As reportedly happened during the Kirov Opera’s visit to Washington last year, the best performance of the group’s residency this week at the Kennedy Center was saved for last. On Sunday afternoon, conductor Valery Gergiev led a concert performance of Dmitri Shostakovich’s modern opera Lady Macbeth of Mtsensk that was an incendiary triumph. Combined with the three evenings of Shostakovich’s chamber music from the Emerson Quartet on my schedule this week, the Russian composer’s centenary is finally being celebrated in style. The fact, though, that the concert conflicted with Super Bowl Sunday may have accounted for the empty seats, especially at the back of the hall.

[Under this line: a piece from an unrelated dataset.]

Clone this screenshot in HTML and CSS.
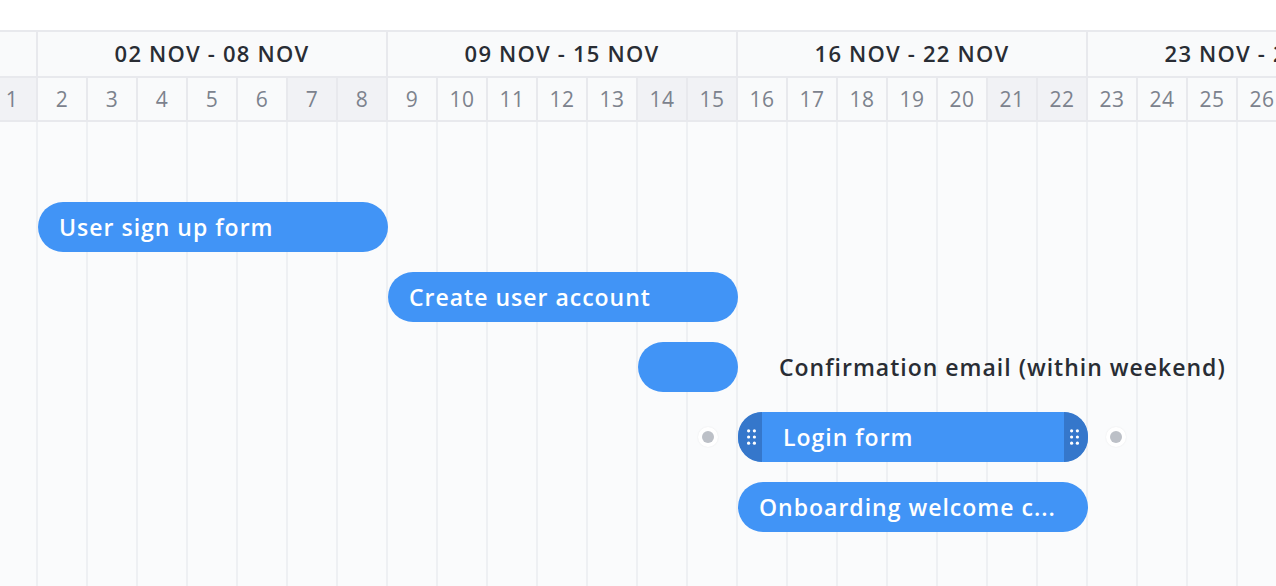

On January 26, 1936, Stalin saw Lady Macbeth during its first run in Moscow. The opera had already received some 200 performances in Leningrad since 1934. Stalin heard enough to condemn Shostakovich of bourgeois decadence, an opinion expressed that week in an unsigned hatchet review in Pravda. Shostakovich and Lady Macbeth were later rehabilitated, with a revision of the opera that removed most of its shocking elements, but it is the original version that is most worth hearing. The opera takes the brutal story of a bored provincial housewife from Nikolai Leskov’s 19th-century short story — a sort of Madame Bovary on the Steppes — and sets its abuses, rape, double murder, betrayal, and forced labor camp to equally brutal music.

With minimalized gestures, all butterfly fingers, tiny nods, and occasional dance-like jumping, Gergiev led the Orchestra of the Mariinsky Theater through an astounding rendition of this music, especially in the interludes. The instrumental passage following the rape scene, where the poor workers of the Izmailov household attack a woman (the supertitles went primly dark during this episode), was so fast and intense that it elicited spontaneous applause from the appreciative audience. The young mistress of the house, Katerina Izmailova, tries to escape from her impotent husband and abusive father-in-law by taking a lover from among the workers, the handsome Sergey. The music that accompanies their love scene was unbridled in its Dionysian thrusting, building to the climax of a comic trombone slide. The music for the whipping scene, when Boris Timofeyevich discovers Sergey leaving Katerina’s room after their tryst and has him flogged, was no less intense.